Durante dois anos, o país esteve sujeito à tese de que o optimismo e o “pensamento positivo” são, como nas revistas cor de rosa, o que mais importa. Bastavam afecto e boas notícias para tudo correr bem. Patetice? Alguma. Manha? Bastante. Mas também uma teoria: a de que a verdadeira “realidade”, em política, consiste apenas em “fenómenos mediáticos”. No “estado da nação”, conta menos como a nação verdadeiramente “está”, do que como a nação se “sente”. E o sentimento da nação, segundo a teoria, é algo que pode ser manipulado. A política, em suma, é sobretudo “comunicação e gestão política”.

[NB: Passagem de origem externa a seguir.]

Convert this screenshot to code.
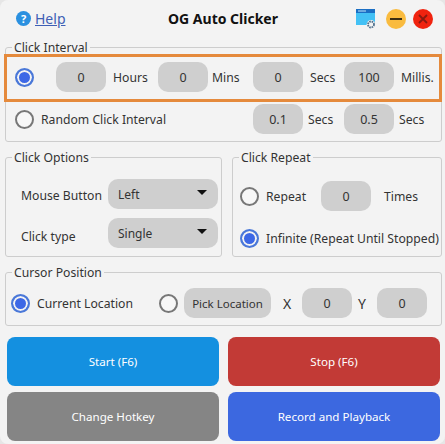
<div class="win">
  <header class="top">
    <span class="help-ic">?</span>
    <span class="help">Help</span>
    <h1>OG Auto Clicker</h1>
    <svg class="settings" viewBox="0 0 20 20" width="20" height="20">
      <rect x="0" y="0" width="19" height="16" fill="#43c1f5" />
      <rect x="0" y="0" width="19" height="4" fill="#1b6fc4" />
      <rect x="2" y="1.5" width="8" height="1" fill="#bfe4fa" />
      <circle cx="15" cy="15.5" r="4.4" fill="#f3f3f3" />
      <circle cx="15" cy="15.5" r="3" fill="none" stroke="#51708c" stroke-width="1.8" stroke-dasharray="1.6 0.8" />
    </svg>
    <svg class="ctl" viewBox="0 0 20 20" width="20" height="20">
      <circle cx="10" cy="10" r="10" fill="#f9bb3f" />
      <rect x="4" y="9" width="12" height="2" fill="#3a2c10" />
    </svg>
    <svg class="ctl" viewBox="0 0 20 20" width="20" height="20">
      <circle cx="10" cy="10" r="10" fill="#f0230f" />
      <path d="M6 6l8 8M14 6l-8 8" stroke="#8a1a10" stroke-width="1.8" />
    </svg>
  </header>

  <fieldset class="interval">
    <legend>Click Interval</legend>
    <div class="row r1">
      <span class="radio on"></span>
      <span class="pill first">0</span><span class="lab hours">Hours</span>
      <span class="pill">0</span><span class="lab mins">Mins</span>
      <span class="pill">0</span><span class="lab secs">Secs</span>
      <span class="pill">100</span><span class="lab millis">Millis.</span>
    </div>
    <div class="row r2">
      <span class="radio"></span>
      <span class="lab random">Random Click Interval</span>
      <span class="pill">0.1</span><span class="lab s1">Secs</span>
      <span class="pill">0.5</span><span class="lab s1">Secs</span>
    </div>
    <div class="highlight"></div>
  </fieldset>

  <div class="split">
    <fieldset class="options">
      <legend>Click Options</legend>
      <div class="opt"><span class="lab name">Mouse Button</span><span class="select"><span>Left</span><i></i></span></div>
      <div class="opt"><span class="lab name low">Click type</span><span class="select"><span>Single</span><i></i></span></div>
    </fieldset>
    <fieldset class="repeat">
      <legend>Click Repeat</legend>
      <div class="row rep1">
        <span class="radio"></span><span class="lab rep">Repeat</span>
        <span class="pill">0</span><span class="lab times">Times</span>
      </div>
      <div class="row rep2">
        <span class="radio on"></span><span class="lab inf">Infinite (Repeat Until Stopped)</span>
      </div>
    </fieldset>
  </div>

  <fieldset class="cursor">
    <legend>Cursor Position</legend>
    <div class="row">
      <span class="radio on"></span><span class="lab cur">Current Location</span>
      <span class="radio"></span><span class="pick">Pick Location</span>
      <span class="lab x">X</span><span class="pill">0</span>
      <span class="lab y">Y</span><span class="pill">0</span>
    </div>
  </fieldset>

  <div class="actions">
    <button class="start">Start (F6)</button>
    <button class="stop">Stop (F6)</button>
    <button class="hot">Change Hotkey</button>
    <button class="rec">Record and Playback</button>
  </div>
</div>

<style>
  :global(body) { margin: 0; background: #e6e6e6; }
  .win {
    width: 445px; height: 444px; box-sizing: border-box; overflow: hidden;
    background: #f3f3f3; border-radius: 8px; padding: 0 3px 0 5px;
    font-family: "Noto Sans", "Open Sans", sans-serif; font-size: 12px; color: #333;
  }
  .top { display: flex; align-items: center; height: 37px; position: relative; padding-left: 11px; }
  .help-ic {
    width: 15px; height: 15px; border-radius: 50%; background: #2a90e0; color: #fff;
    font-size: 11px; font-weight: 700; display: flex; align-items: center; justify-content: center;
  }
  .help { margin-left: 4px; width: 31px; color: #3f5fb5; font-size: 14px; text-decoration: underline; }
  h1 { font-size: 14px; font-weight: 700; color: #111; margin: 0 0 0 102px; width: 113px; white-space: nowrap; }
  .settings { margin-left: 75px; }
  .ctl { margin-left: 10px; }
  .ctl + .ctl { margin-left: 7px; }

  fieldset { margin: 0; padding: 0; border: 1px solid #cdcdcd; border-radius: 3px; box-sizing: border-box; min-width: 0; }
  legend { padding: 2px 2px 0; margin-left: 6px; font-size: 12.2px; color: #333; line-height: 14px; }

  .interval { height: 103px; position: relative; margin-top: 2px; }
  .row { display: flex; align-items: center; }
  .r1 { height: 30px; margin-top: 7px; padding-left: 9px; }
  .r2 { height: 30px; margin-top: 12px; padding-left: 9px; }
  .highlight { position: absolute; left: -2px; right: -1px; top: -1px; height: 48px; box-sizing: border-box; border: 3px solid #e58a3c; }

  .radio { flex: none; width: 19px; height: 19px; box-sizing: border-box; border-radius: 50%; border: 2px solid #777; background: #f7f7f7; }
  .radio.on { border-color: #4a78d8; background: #3d68e6; box-shadow: inset 0 0 0 2px #f3f3f3; }

  .pill {
    flex: none; width: 50px; height: 30px; border-radius: 10px; background: #cfcfcf;
    display: flex; align-items: center; justify-content: center; font-size: 12.5px;
  }
  .lab { white-space: nowrap; font-size: 12.2px; }
  .first { margin-left: 22px; }
  .hours { margin-left: 7px; width: 45px; }
  .mins { margin-left: 4px; width: 41px; }
  .secs { margin-left: 7px; width: 34px; }
  .millis { margin-left: 7px; }
  .random { margin-left: 7px; width: 212px; }
  .s1 { margin-left: 5px; width: 36px; }

  .split { display: grid; grid-template-columns: 217px 210px; gap: 10px; margin-top: 7px; }
  .options, .repeat { height: 108px; }
  .opt { display: flex; align-items: center; height: 30px; padding-left: 15px; margin-top: 9px; }
  .opt:first-of-type { margin-top: 14px; }
  .name { width: 87px; padding-top: 2px; }
  .name.low { padding-top: 6px; }
  .select {
    flex: none; width: 110px; height: 30px; border-radius: 10px; background: #cfcfcf; box-sizing: border-box;
    padding: 0 11px 0 10px; display: flex; align-items: center; justify-content: space-between;
  }
  .select i { width: 0; height: 0; margin-top: -4px; border-left: 5px solid transparent; border-right: 5px solid transparent; border-top: 5px solid #111; }
  .rep1 { height: 30px; margin-top: 16px; padding-left: 7px; }
  .rep2 { height: 30px; margin-top: 12px; padding-left: 7px; }
  .rep { margin-left: 7px; width: 55px; }
  .times { margin-left: 13px; }
  .inf { margin-left: 7px; }

  .cursor { height: 62px; margin-top: 7px; }
  .cursor .row { height: 30px; margin-top: 8px; padding-left: 5px; }
  .cur { margin-left: 7px; width: 122px; }
  .pick {
    flex: none; margin-left: 6px; width: 87px; height: 30px; border-radius: 10px; background: #cfcfcf;
    display: flex; align-items: center; justify-content: center; font-size: 11.5px;
  }
  .x { margin-left: 12px; width: 19px; font-size: 14px; }
  .y { margin-left: 6px; width: 19px; font-size: 14px; }

  .actions { display: grid; grid-template-columns: 212px 212px; column-gap: 9px; row-gap: 6px; margin: 11px 0 0 2px; }
  button {
    height: 49px; border: 0; border-radius: 8px; color: #fff; font: inherit; font-size: 11.6px; padding: 0;
  }
  .start { background: #1490e0; }
  .stop { background: #c23a36; }
  .hot { background: #858585; }
  .rec { background: #3c68e0; }
</style>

Viu-se essa teoria posta a nu durante a tragédia de Pedrógão-Grande e a “humilhação” de Tancos. O que importava não era tomar decisões, mas aparecer na televisão com a cara certa (olhos húmidos, vá lá, um bocadinho mais húmidos, isso, muito bem, as câmaras estão além, corra…). O que importava não era perceber o que se tinha passado, mas persuadir o público de que a responsabilidade só chega aos ministros quando são condenados em última instância, e que, nos demais casos, apenas os “operacionais” são responsáveis (ponha um ar displicente, assim, mostre-se enfadado com as perguntas, levante a cabeça, olhe-os de cima…).
Fazer política, de acordo com a teoria, é gerir “imagens” e “momentos simbólicos”. Era aliás desse ponto de vista que António Costa passava por ser muito “hábil”. Por isso, Costa não foi censurado, na imprensa, por ter tolerado um sistema de emergência sem eficácia ou instalações militares sem segurança — mas por ter ido de férias. Como é que um “mestre” pôde cometer um “erro” tão básico? Foi assim que o jornalismo e o comentário se desencantaram com Costa: afinal, o “fenómeno” não era tão bom como parecia.
O governo, a certa altura, parece ter esperado que umas idas à televisão e uns minuetes de passa-culpas chegassem para diluir 64 mortos e umas centenas de quilos de armas roubadas. É compreensível. Pois se durante dois anos, com uma das maiores dívidas do mundo em relação ao PIB, a mais baixa natalidade da Europa, a economia europeia que menos cresceu no século XXI, bancos falidos, um Estado capturado por grupos de interesse, finanças dependentes do BCE e gerações para quem as únicas perspectivas são servir à mesa os turistas que têm medo de ir para a Tunísia — pois se com tudo isso, conseguiu “fazer passar” a “imagem” eufórica de que tudo “corria bem”, porque não havia de conseguir mais uma vez?
Este tipo de governação não começou com Costa. Mas para um primeiro-ministro que perdeu as eleições e para um partido europeísta amparado em partidos anti-europeístas, que outra coisa há para fazer, senão saciar clientelas e controlar a “opinião” (primeiras páginas, aberturas de telejornais, redes sociais)? Daí a precipitação do Ministério da Administração Interna ao publicitar sondagens no site oficial: é tudo o que importa. Daí, também, a resistência de Costa à demissão dos ministros: como todos os fracos, não pode mostrar fraqueza.
Ao contrário do SIRESP e da vigilância de Tancos, a “comunicação e a gestão política” do governo funcionavam: durante dois anos, as cativações não foram discutidas, e toda a gente esqueceu as viagens da Galp. Mas eis que até a “gestão política” parece estar a falhar. Como todos os sistema dependentes da imagem, basta uma imagem para o abalar. A realidade não mudou: moveu-se apenas o suficiente para revelar a extrema vulnerabilidade de um “fenómeno mediático” que nunca teve outro fim senão salvar, a qualquer custo, as carreiras de uns quantos oligarcas.